A sensitivity analysis assesses the spatial heterogeneity of the AITS-DID results from the OLS estimator and compares them to results from locally weighted regressions and cross-sectoral spatial lag and error regression models (with spatial regimes). A comprehensive dataset was compiled for the city of Seattle, Washington (1987-97), including 52,142 sales records, 302 subsidized project-based and 1,156 tenant-based sites, 369 unsubsidized multifamily apartments, and aerial images.
The main substantive finding is that, if rental spillover effects exist, they are generally associated with neighborhood upgrading of lower-value micro-areas. However, this result is very context-sensitive: It only holds for areas in single-family zones, near wealthier neighborhoods, with either higher or lower racial diversity, and without prior subsidy exposure. In contrast, none of the subsidized or unsubsidized rental sites impact prices in multifamily zones. Larger concentrations of vouchers are the only rentals with net negative spillovers - in both low-income and high-income areas. Plausible explanations are Seattle's comprehensive dispersion policies and gentrification (with a possible net loss of low-income rental housing).

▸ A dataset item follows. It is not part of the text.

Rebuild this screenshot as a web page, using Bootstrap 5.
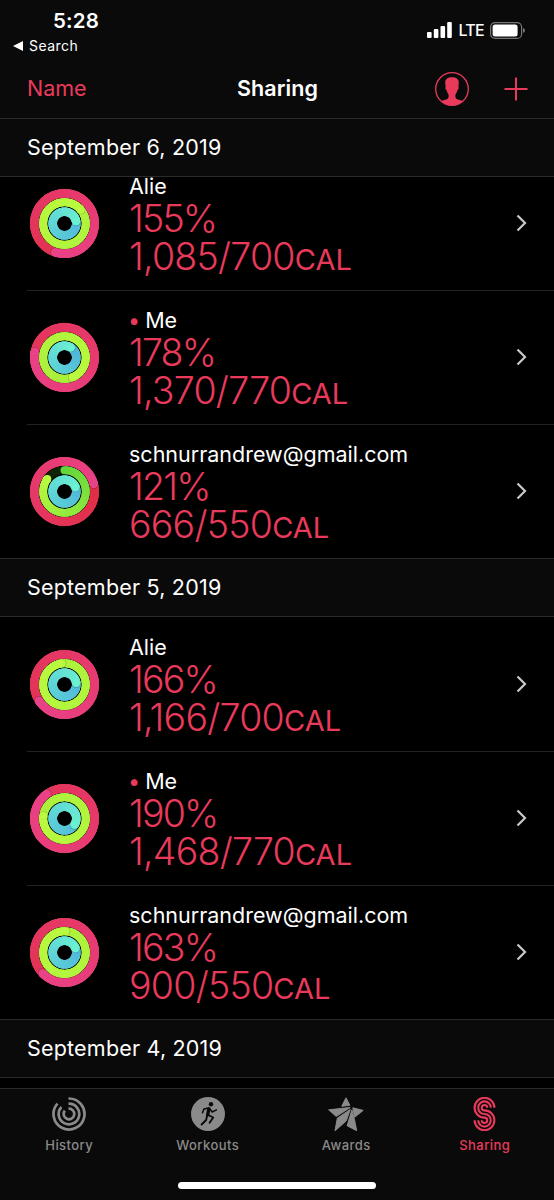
<!DOCTYPE html>
<html lang="en" data-bs-theme="dark">
<head>
<meta charset="utf-8">
<meta name="viewport" content="width=device-width, initial-scale=1">
<title>Sharing</title>
<link href="https://cdn.jsdelivr.net/npm/bootstrap@5.3.0/dist/css/bootstrap.min.css" rel="stylesheet">
<style>
  :root { --pink: #e93a5b; --bar: #0a0a0a; --line: #2a2a2a; }
  body { font-family: Inter, "Liberation Sans", sans-serif; background: #000; color: #fff; line-height: 1; }
  svg { display: block; flex: none; }
  .phone { width: 554px; height: 1200px; }
  .top-bar { height: 119px; background: var(--bar); border-bottom: 1px solid var(--line); }
  .status { height: 58px; padding: 11px 29px 0 13px; }
  .clock { font-size: 20.5px; font-weight: 600; line-height: 20px; padding-left: 40px; letter-spacing: .2px; }
  .back { font-size: 14px; line-height: 16px; margin-top: 7px; gap: 6px; letter-spacing: .45px; }
  .carrier { gap: 6px; margin-top: 11px; }
  .lte { font-size: 16px; line-height: 16px; letter-spacing: -.7px; font-weight: 500; }
  .title-bar { height: 61px; padding: 1px 26px 0 27px; }
  .side { width: 120px; }
  .sort { color: var(--pink); font-size: 21.5px; letter-spacing: 0; }
  .screen-title { font-size: 21.5px; font-weight: 600; letter-spacing: .1px; }
  .actions { gap: 35px; }
  .feed { min-height: 0; }
  .day { height: 59px; flex: none; background: var(--bar); border-bottom: 1px solid var(--line); font-size: 21.5px; padding-left: 27px; letter-spacing: .2px; }
  .day.pinned { height: 58px; padding-top: 1px; }
  .person + .day { border-top: 1px solid var(--line); }
  .person { height: 134px; flex: none; padding-left: 30px; padding-right: 27px; }
  .first { height: 113px; align-items: flex-end !important; overflow: hidden; }
  .person + .person { background: linear-gradient(#222, #222) 27px 0 / 100% 1px no-repeat; }
  .info { margin-left: 30px; height: 134px; padding-top: 18px; white-space: nowrap; }
  .first .ring { margin-bottom: 32px; }
  .first .go { margin-bottom: 58px; }
  .who { font-size: 21.5px; line-height: 24px; letter-spacing: 0; margin-bottom: 2px; }
  .dot { color: var(--pink); margin: 0 -1px; }
  .figure-line { font-size: 37.5px; font-weight: 350; line-height: 37.5px; color: var(--pink); letter-spacing: -.75px; }
  .percent { letter-spacing: -1.8px; }
  .unit { font-size: 29px; letter-spacing: 0; font-weight: 400; }
  .tabs { height: 112px; flex: none; background: var(--bar); border-top: 1px solid var(--line); color: #8a8a8a; }
  .tab { padding-top: 8px; font-size: 13px; font-weight: 500; letter-spacing: .45px; gap: 6px; line-height: 16px; }
  .tab.current { color: var(--pink); }
  .home { width: 198px; height: 7px; border-radius: 4px; background: #fff; margin-bottom: 11px; }
</style>
</head>
<body>
<div class="phone d-flex flex-column overflow-hidden">
  <header class="top-bar flex-shrink-0">
    <div class="status d-flex justify-content-between">
      <div>
        <div class="clock">5:28</div>
        <div class="back d-flex align-items-center"><svg width="10" height="10"><path d="M0 5 10 0v10z" fill="#fff"/></svg><span>Search</span></div>
      </div>
      <div class="carrier d-flex align-items-start">
        <svg width="25" height="16" fill="#fff"><rect y="10" width="4.6" height="6" rx="1"/><rect x="6.8" y="7" width="4.6" height="9" rx="1"/><rect x="13.5" y="4" width="4.6" height="12" rx="1"/><rect x="20.2" width="4.6" height="16" rx="1"/></svg>
        <span class="lte">LTE</span>
        <svg width="35" height="17"><rect x=".6" y=".6" width="31" height="15.8" rx="4.5" fill="none" stroke="#777" stroke-width="1.2"/><rect x="2.6" y="2.5" width="25" height="12" rx="2.5" fill="#fff"/><path d="M33 6q2 .8 2 2.5T33 11z" fill="#777"/></svg>
      </div>
    </div>
    <div class="title-bar d-flex align-items-center justify-content-between">
      <div class="side sort">Name</div>
      <div class="screen-title">Sharing</div>
      <div class="side actions d-flex align-items-center justify-content-end">
        <svg width="34" height="34" viewBox="0 0 34 34"><circle cx="17" cy="17" r="16.3" fill="none" stroke="#e93a5b" stroke-width="1.3"/><path d="M17 5.2c-4.4 0-6.8 2-6.8 5.4 0 1.6.2 3.2.5 4.5-.8.3-.3 2.7.8 3 .5 2.1 1.2 3.4 2 4.4.3 2.3.1 4-1.6 4.8-2.2 1-4.6 1.1-6 2 2.8 2.6 6.4 4.2 11.1 4.2s8.3-1.6 11.1-4.2c-1.4-.9-3.8-1-6-2-1.7-.8-1.9-2.5-1.600-4.800.8-1 1.500-2.300 2-4.400 1.100-.3 1.600-2.700.8-3 .3-1.300.5-2.900.5-4.500 0-3.400-2.400-5.400-6.800-5.400z" fill="#e93a5b"/></svg>
        <svg width="24" height="24"><path d="M12 .5v23M.5 12h23" stroke="#e93a5b" stroke-width="2"/></svg>
      </div>
    </div>
  </header>

  <main class="feed flex-grow-1 d-flex flex-column overflow-hidden">
    <div class="day pinned d-flex align-items-center">September 6, 2019</div>
    <div class="person first d-flex align-items-center">
      <svg class="ring" width="69" height="69" viewBox="-34.5 -34.5 69 69" data-rings="1.55 2.14 1.22"></svg>
      <div class="info"><div class="who">Alie</div><div class="figure-line percent">155%</div><div class="figure-line">1,085/700<span class="unit">CAL</span></div></div>
      <svg class="go ms-auto" width="11" height="18"><path d="M1.500 1.500 9 9l-7.500 7.500" fill="none" stroke="#c9c9cc" stroke-width="2.200"/></svg>
    </div>
    <div class="person d-flex align-items-center">
      <svg class="ring" width="69" height="69" viewBox="-34.5 -34.5 69 69" data-rings="1.78 1.44 1.09"></svg>
      <div class="info"><div class="who"><span class="dot">•</span> Me</div><div class="figure-line percent">178%</div><div class="figure-line">1,370/770<span class="unit">CAL</span></div></div>
      <svg class="go ms-auto" width="11" height="18"><path d="M1.500 1.500 9 9l-7.500 7.500" fill="none" stroke="#c9c9cc" stroke-width="2.200"/></svg>
    </div>
    <div class="person d-flex align-items-center">
      <svg class="ring" width="69" height="69" viewBox="-34.5 -34.5 69 69" data-rings="1.21 .85 1.19"></svg>
      <div class="info"><div class="who">schnurrandrew@gmail.com</div><div class="figure-line percent">121%</div><div class="figure-line">666/550<span class="unit">CAL</span></div></div>
      <svg class="go ms-auto" width="11" height="18"><path d="M1.500 1.500 9 9l-7.500 7.500" fill="none" stroke="#c9c9cc" stroke-width="2.200"/></svg>
    </div>

    <div class="day d-flex align-items-center">September 5, 2019</div>
    <div class="person d-flex align-items-center">
      <svg class="ring" width="69" height="69" viewBox="-34.5 -34.5 69 69" data-rings="1.66 1.98 1.23"></svg>
      <div class="info"><div class="who">Alie</div><div class="figure-line percent">166%</div><div class="figure-line">1,166/700<span class="unit">CAL</span></div></div>
      <svg class="go ms-auto" width="11" height="18"><path d="M1.500 1.500 9 9l-7.500 7.500" fill="none" stroke="#c9c9cc" stroke-width="2.200"/></svg>
    </div>
    <div class="person d-flex align-items-center">
      <svg class="ring" width="69" height="69" viewBox="-34.5 -34.5 69 69" data-rings="1.90 1.77 1.34"></svg>
      <div class="info"><div class="who"><span class="dot">•</span> Me</div><div class="figure-line percent">190%</div><div class="figure-line">1,468/770<span class="unit">CAL</span></div></div>
      <svg class="go ms-auto" width="11" height="18"><path d="M1.500 1.500 9 9l-7.500 7.500" fill="none" stroke="#c9c9cc" stroke-width="2.200"/></svg>
    </div>
    <div class="person d-flex align-items-center">
      <svg class="ring" width="69" height="69" viewBox="-34.5 -34.5 69 69" data-rings="1.63 2.01 1.19"></svg>
      <div class="info"><div class="who">schnurrandrew@gmail.com</div><div class="figure-line percent">163%</div><div class="figure-line">900/550<span class="unit">CAL</span></div></div>
      <svg class="go ms-auto" width="11" height="18"><path d="M1.500 1.500 9 9l-7.500 7.500" fill="none" stroke="#c9c9cc" stroke-width="2.200"/></svg>
    </div>
    <div class="day d-flex align-items-center">September 4, 2019</div>
  </main>

  <nav class="tabs d-flex flex-column justify-content-between align-items-center">
    <div class="row g-0 w-100">
      <div class="tab col-3 d-flex flex-column align-items-center">
        <svg width="34" height="34" viewBox="-17 -17 34 34" fill="none" stroke="currentColor" stroke-width="2.700"><path d="M-.5-15.500A15.500 15.500 0 1 1-11.500-10.400M-.5-10.300A10.300 10.300 0 1 1-7.600-7M-.5-5.300A5.300 5.300 0 1 1-4.200-3.300"/></svg>
        <span>History</span>
      </div>
      <div class="tab col-3 d-flex flex-column align-items-center">
        <svg width="34" height="34" viewBox="0 0 34 34"><circle cx="17" cy="17" r="17" fill="currentColor"/><circle cx="20" cy="7.200" r="2.200" fill="#0a0a0a"/><g fill="none" stroke="#0a0a0a" stroke-linecap="round" stroke-linejoin="round"><path d="m17.900 12-1.200 5.700" stroke-width="3.400"/><path d="M17.500 10.900 13 11.900l-1.500 3.800M19 12l2.200 3 4.200-2.200" stroke-width="1.500"/><path d="m17.200 18 5 2.500-3.600 5.200M16.200 18.500l-1.100 4.500-4.500 4.500" stroke-width="1.900"/></g></svg>
        <span>Workouts</span>
      </div>
      <div class="tab col-3 d-flex flex-column align-items-center">
        <svg width="36" height="34" viewBox="0 0 36 34" fill="currentColor" stroke="currentColor" stroke-width="1" stroke-linejoin="round"><path d="m18 .8 3.900 7.500-8.200 1zM.7 12.800l21.500-2.300-14 9zM24.800 10.800l10.400 2.600-8.500 6.800zM22.300 12.400 18.200 24 7 33.800 9.300 21.200zM23.900 12.900l2.400 8.800 2.400 12-9.600-4.900z"/></svg>
        <span>Awards</span>
      </div>
      <div class="tab current col-3 d-flex flex-column align-items-center">
        <svg width="24" height="34" viewBox="-11.500 -17 24 34" fill="none" stroke="currentColor" stroke-width="2.100"><path d="M6.300-6.300A6.300 6.300 0 1 0 0 0A6.300 6.300 0 1 1-6.300 6.300"/><path d="M9.900-6.300A9.900 9.900 0 1 0 0 3.600A2.700 2.700 0 1 1-2.700 6.300"/><path d="M2.700-6.300A2.700 2.700 0 1 0 0-3.600A9.900 9.900 0 1 1-9.900 6.300"/></svg>
        <span>Sharing</span>
      </div>
    </div>
    <div class="home"></div>
  </nav>
</div>
<script src="https://cdn.jsdelivr.net/npm/bootstrap@5.3.0/dist/js/bootstrap.bundle.min.js"></script>
<script>
  // Activity rings: move, exercise, stand. Each is swept from twelve o'clock, fading from one colour to the other.
  const RINGS = [
    { r: 30.2, w: 8.5, from: [222, 42, 52], to: [234, 66, 136] },
    { r: 21.3, w: 8, from: [100, 214, 60], to: [186, 250, 64] },
    { r: 11.8, w: 8.6, from: [76, 172, 220], to: [108, 240, 210] }
  ];
  const point = (r, deg) => [r * Math.sin(deg * Math.PI / 180), -r * Math.cos(deg * Math.PI / 180)].map(v => v.toFixed(2));
  document.querySelectorAll('.ring').forEach(svg => {
    let out = '';
    svg.dataset.rings.split(' ').map(Number).forEach((turns, i) => {
      const { r, w, to } = RINGS[i];
      const from = i === 1 && turns > 1 ? [160, 234, 58] : RINGS[i].from;
      const end = turns * 360, start = Math.max(0, end - 360);
      const colour = a => {
        const t = Math.min(1, Math.max(0, a / end));
        return 'rgb(' + from.map((c, k) => Math.round(c + (to[k] - c) * t)) + ')';
      };
      const track = turns < 1 ? '#0e2405' : colour((start + end) / 2);
      out += `<circle r="${r}" fill="none" stroke="${track}" stroke-width="${w}"/>`;
      if (turns < 1) { const [x, y] = point(r, 0); out += `<circle cx="${x}" cy="${y}" r="${w / 2}" fill="${colour(0)}"/>`; }
      for (let a = start; a < end; a += 3) {
        const b = Math.min(a + 7, end), p = point(r, a), q = point(r, b);
        out += `<path d="M${p}A${r} ${r} 0 0 1 ${q}" fill="none" stroke="${colour(a)}" stroke-width="${w - .2}"/>`;
      }
      const s = point(r, end + 24 / r), c = point(r, end), b = point(r, end - 6);
      if (turns > 1) out += `<circle cx="${s[0]}" cy="${s[1]}" r="${w / 2}" fill="#000" opacity=".35"/>`;
      out += `<circle cx="${c[0]}" cy="${c[1]}" r="${w / 2}" fill="${colour(end)}"/>`;
      out += `<path d="M${b}A${r} ${r} 0 0 1 ${c}" fill="none" stroke="${colour(end)}" stroke-width="${w}"/>`;
    });
    svg.innerHTML = out;
  });
</script>
</body>
</html>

The sensitivity analysis suggests that, at least for the case of Seattle, the AITS-DID model is very sensitive to which years are pooled and which spatial subsets are taken. The fact that the pre-post relationship is not found to be robust in the case of Seattle is cause for concern since it is at the heart of the analysis. Spatial fixed effects did not fully control for spatially correlated sales prices as expected (controlling for spatial autocorrelation tends to primarily make a difference for impact significant at a 0.05 level although there are important exceptions).